Another River, Another Prayer

SAMSUNG CAMERA PICTURESThe Ocean Calls Her Rivers Home. Oregon, 2014.

 Another Thin Place

Does fresh water, running towards the sea, stretch a place thin*?  I’ve written before (more than once) about Laity Lodge and the tranquility that inhabits the air on the campus along the banks of the Frio river.  Last week, my husband and I visited Oregon to watch our much-beloved cousin Marlaina graduate from the University of Oregon. (Yes, she’s a Duck. and yes, it rained buckets on her graduation ceremony.) We stayed at The Eagle Rock Lodge, on the McKenzie River.
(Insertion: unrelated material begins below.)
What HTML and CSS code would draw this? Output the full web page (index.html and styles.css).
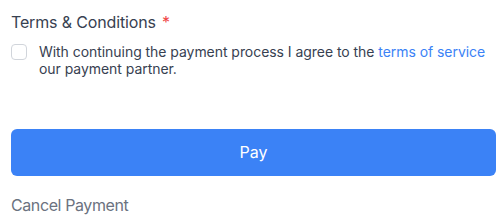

My husband pulled our rental car into the lodge’s driveway and I felt the ambient tension that lives in my neck unhinge itself.  When my shoe touched the ground, a strange sensation passed through me.

It was the opposite of an electric shock. 

It didn’t zing through my body; it did the inverse of zinging, whatever that is, through me. 

This sensation has greeted me in one other place: Laity Lodge.

Along the McKenzie, the air felt softer and the colors hugged us. The trees poked higher into the reassuring sky. The water sang  her meandering  way to a reunion with the sea.

Inside the lodge, the great room, expansive and generous, beckoned with warm cookies and welcoming wine. Piano music bathed us as we stood at the window, watching the river slip by. I sent my ear after the song: Be Thou My Vision. Wherever I rested my eye, I saw fellowship: paintings and lamps and napkins agreed on their devotion to harmony.

I think you can see that it’s hard for me to dress these special places in words. I’m amused, both by the thinness of the places and the inadequacy of my vocabulary. And there’s something more.

Rivers mystify me. I grew up beside the ocean, not beside a river.  I know salty spray and bass-drum waves clobbering  the helpless beach. Rivers are different.

In rivers, the water drifts along like every day is Sabbath, then scampers through rapids like a schoolgirl chasing dandelion fluff.

In rivers, the water pauses to rest in silent pools, then hurls her drama-queen self over falls.

Special people work at these places. I told you before that one feels cared for at Laity Lodge because everybody cares. At Eagle Rock Lodge, I recognize what I see:

Debbie, the proprietor, welcomes us with the calm assurance that this sheltering place is good. She doesn’t boast, but she knows.

rabbit conga

Trust in the Lord, and do good;
dwell in the land and befriend faithfulness.

Psalm 37:3 (ESV)

 

*A thin place is a place where heaven bends close, close to earth. Read all about it here, with my gratitude to Mark Roberts.

Comments

  1. I am so glad you enjoyed your stay in Oregon. It is a beautiful place and my home.

  2. My whole body quivered just reading this. Honest.

  3. Deanna Yeakle

    You know I am not religious, but I am so awed by nature and love to be respectfully in places where it thrives. I’m so pleased you had a wonderful trip. We will be in that area, Salem and Portland in July. I am so looking forward to the trip. I am always amazed when we pass the California, Oregon border at the intense change in natural beauty, which actually really begins around the time you hit Shasta. Also I love your description of rivers. Having lived in a county in which 3 rivers flow through, I have always found them calm inducing, meditative and a reminder of the almighty power that is nature.

    • Deanna, I am so glad you came by, and that we can focus together on the points we both embrace. We arrived at Klamath Falls at 8 am, so we were sleeping on the train when we passed through Mount Shasta’s region and the border.

      I drove once from Washington to northern Nevada (in January. In a storm. With my mother and two dogs, and my dad in his car calling periodically to chiding me for going too slowly.) and while we passed that area in daylight, the trip was so terrifying that I didn’t notice the scenery much. And it was also under snow, if I recall correctly. . .

      Have a grand time when you go. xoxo

  4. Sounds like you found some words, Sheila and wonderful ones they are. It feels like what you’re bumping up against here is the frustration of expressing something that goes beyond words, so you come at it from many different angle, tossing metaphors like spinning plates and the end result is that you DO convey something of it all. Makes me want to sit by a stream somewhere soon.

  5. This is just lovely, Sheila. So glad you had this getaway and that it became a thin place for you.

    • Thank you, Diana. It was a wonderful, and much needed, break from our routine. I’m beginning to think those thin places are all over–I just need the eyes to see. You’re on my heart, sweet friend.

  6. I am perusing your site and landed here, feeling the draw of the ocean upon the rivers. I shared a bit ago that I had lived in Southern California much of my earlier life, but also lived in Portland, OR for 4 years in the 1980s and 1 year in Bend, OR, loving Oregon very, very much. The green, the mountains, the rivers, the ocean…all are so beautiful and different from the beauty of California. I love God’s creations wherever they seem to be, especially out west.
    Caring through Christ, ~ linda

    • We just made our first trip to Oregon. Now I know one can have a state-crush. I’m swooning over Oregon.